Challenge → Where a line of the listing below includes the word "styles", reproduce that line.
'''
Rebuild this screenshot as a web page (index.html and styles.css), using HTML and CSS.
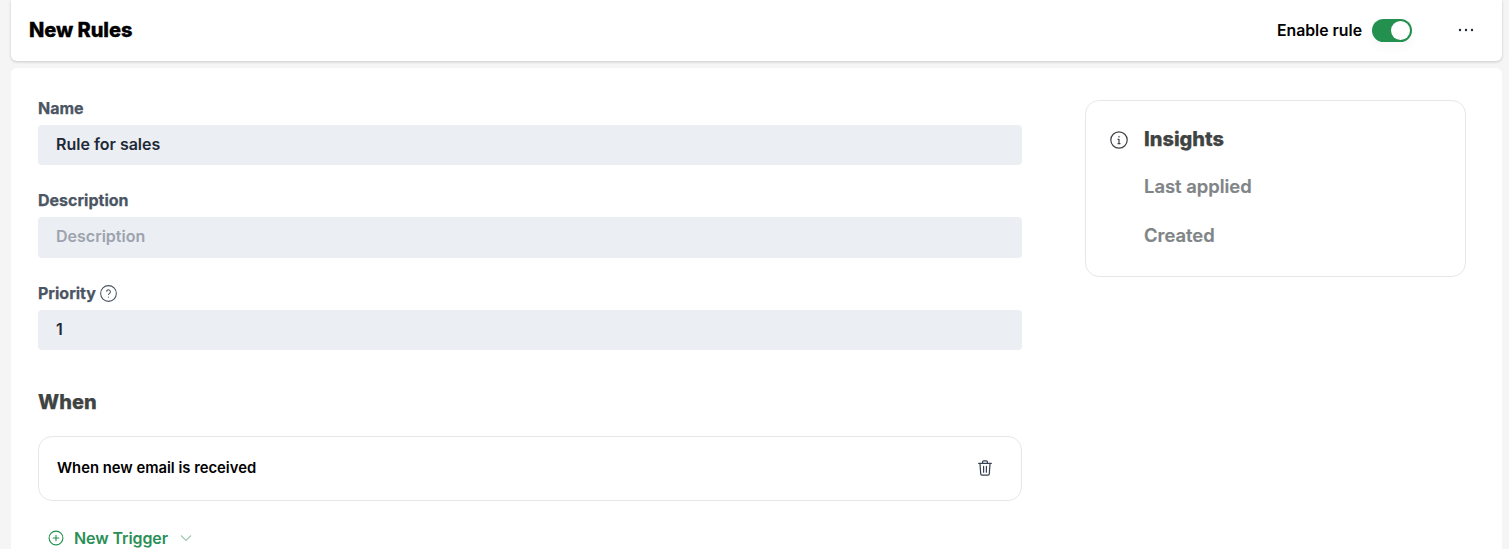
FILE: index.html
```html
<!DOCTYPE html>
<html lang="en">
<head>
  <meta charset="UTF-8">
  <title>New Rules</title>
  <link rel="stylesheet" href="styles.css">
</head>
<body>
  <header class="topbar">
    <h1>New Rules</h1>
    <div class="topbar-actions">
      <span class="enable-label">Enable rule</span>
      <span class="switch"><span class="knob"></span></span>
      <button class="more" aria-label="More">
        <svg width="16" height="4" viewBox="0 0 16 4"><circle cx="2" cy="2" r="1.2"/><circle cx="8" cy="2" r="1.2"/><circle cx="14" cy="2" r="1.2"/></svg>
      </button>
    </div>
  </header>

  <main class="card">
    <section class="form">
      <div class="field">
        <label>Name</label>
        <div class="input">Rule for sales</div>
      </div>
      <div class="field">
        <label>Description</label>
        <div class="input input-tall placeholder">Description</div>
      </div>
      <div class="field field-last">
        <label>Priority
          <svg class="help" width="17" height="17" viewBox="0 0 16 16" fill="none" stroke="#4b5563">
            <circle cx="8" cy="8" r="7.4"/>
            <path d="M6.2 6.3a1.8 1.8 0 1 1 2.7 1.6c-.6.4-.9.7-.9 1.4"/>
            <path d="M8 11v.9"/>
          </svg>
        </label>
        <div class="input">1</div>
      </div>

      <h2>When</h2>
      <div class="trigger">
        <span>When new email is received</span>
        <svg width="14" height="16" viewBox="0 0 14 16" fill="none" stroke="#374151" stroke-width="1.2" stroke-linecap="round" stroke-linejoin="round">
          <path d="M.7 3.4h12.6"/>
          <path d="M4.6 3.2V1.8c0-.6.4-1 1-1h2.8c.6 0 1 .4 1 1v1.4"/>
          <path d="M2 3.6l.7 10.2c0 .8.6 1.4 1.3 1.4h6c.7 0 1.3-.6 1.3-1.4L12 3.6"/>
          <path d="M5.6 6.4v5.8M8.4 6.4v5.8"/>
        </svg>
      </div>
      <button class="new-trigger">
        <svg width="16" height="16" viewBox="0 0 16 16" fill="none" stroke="#23904f" stroke-width="1.1" stroke-linecap="round">
          <circle cx="8" cy="8" r="6.9"/>
          <path d="M8 5.2v5.6M5.2 8h5.6"/>
        </svg>
        <span>New Trigger</span>
        <svg class="chev" width="12" height="8" viewBox="0 0 12 8" fill="none" stroke="#9fc9ae" stroke-width="1.2"><path d="M1 1.5l5 5 5-5"/></svg>
      </button>
    </section>

    <aside class="insights">
      <div class="insights-head">
        <svg width="18" height="18" viewBox="0 0 18 18" fill="none" stroke="#3f3f46" stroke-width="1.2" stroke-linecap="round">
          <circle cx="9" cy="9" r="8.2"/>
          <path d="M9 8.3v4.4M8 8.3h1M8 12.7h2"/>
          <path d="M9 5.4v.5"/>
        </svg>
        <h3>Insights</h3>
      </div>
      <p>Last applied</p>
      <p>Created</p>
    </aside>
  </main>
</body>
</html>
```

FILE: styles.css
```css
* {
  box-sizing: border-box;
}

html, body {
  height: 100%;
}

body {
  font-family: Inter, 'Noto Sans', sans-serif;
  background: #f5f5f5;
  margin: 0;
  padding: 0 7px 0 11px;
  overflow: hidden;
}

.topbar {
  height: 61px;
  background: white;
  border-radius: 0 0 6px 6px;
  box-shadow: 0 1px 3px rgba(0,0,0,0.18);
  padding: 0 28px 1px 18px;
  margin-bottom: 7px;
  display: flex;
  align-items: center;
  justify-content: space-between;
}

h1 {
  margin: 0;
  font-size: 20px;
  font-weight: 800;
  letter-spacing: -0.05px;
  color: #000;
  -webkit-text-stroke: 0.3px #000;
}

.topbar-actions {
  display: flex;
  align-items: center;
}

.enable-label {
  font-size: 15.8px;
  font-weight: 600;
  color: #000;
}

.switch {
  width: 40px;
  height: 23px;
  margin: 0 46px 0 10px;
  background: #23904f;
  border-radius: 12px;
  padding: 2px;
  display: flex;
  justify-content: flex-end;
  box-shadow: 0 6px 12px rgba(0,0,0,0.03);
}

.knob {
  width: 19px;
  height: 19px;
  background: white;
  border-radius: 50%;
}

.more {
  border: none;
  background: none;
  padding: 0;
  display: flex;
  fill: #1f2937;
}

.card {
  background: white;
  border-radius: 6px 6px 0 0;
  height: 490px;
  padding: 32px 36px 0 27px;
  display: flex;
  justify-content: space-between;
  align-items: flex-start;
}

.form {
  width: 984px;
}

.field {
  margin-bottom: 27px;
}

.field-last {
  margin-bottom: 40px;
}

label {
  display: flex;
  align-items: center;
  gap: 4px;
  height: 17px;
  margin-top: -1px;
  margin-bottom: 9px;
  font-size: 16px;
  font-weight: 700;
  color: #4b5563;
  -webkit-text-stroke: 0.25px #4b5563;
}

.help {
  margin-top: 2px;
}

.input {
  height: 40px;
  background: #ebeef2;
  border-radius: 4px;
  padding: 0 18px 3px;
  display: flex;
  align-items: center;
  font-size: 16px;
  font-weight: 600;
  color: #1f2937;
}

.input-tall {
  height: 41px;
}

.placeholder {
  color: #9ca3af;
}

h2 {
  margin: 0 0 22px;
  font-size: 20px;
  font-weight: 800;
  line-height: 24px;
  color: #3f4443;
  -webkit-text-stroke: 0.25px #3f4443;
}

.trigger {
  height: 65px;
  border: 1px solid #e5e7eb;
  border-radius: 14px;
  padding: 0 29px 2px 18px;
  display: flex;
  align-items: center;
  justify-content: space-between;
  font-size: 14.8px;
  font-weight: 600;
  color: #000;
}

.new-trigger {
  border: none;
  background: none;
  margin-top: 27px;
  padding: 0 0 0 10px;
  display: flex;
  align-items: center;
  font-family: inherit;
  font-size: 16px;
  font-weight: 600;
  letter-spacing: -0.1px;
  color: #2a8f56;
}

.new-trigger span {
  margin: 0 12px 0 10px;
}

.insights {
  width: 381px;
  height: 177px;
  border: 1px solid #e5e7eb;
  border-radius: 14px;
  padding: 26px 24px;
}

.insights-head {
  display: flex;
  align-items: center;
  gap: 16px;
  margin-bottom: 23px;
}

h3 {
  margin: 0;
  font-size: 20px;
  font-weight: 800;
  line-height: 25px;
  color: #3f4443;
  -webkit-text-stroke: 0.25px #3f4443;
}

.insights p {
  margin: 0 0 27px 34px;
  font-size: 18.4px;
  font-weight: 600;
  line-height: 22px;
  color: #7f8487;
  -webkit-text-stroke: 0.2px #7f8487;
}
```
'''
Solution below →
Rebuild this screenshot as a web page (index.html and styles.css), using HTML and CSS.
  <link rel="stylesheet" href="styles.css">
FILE: styles.css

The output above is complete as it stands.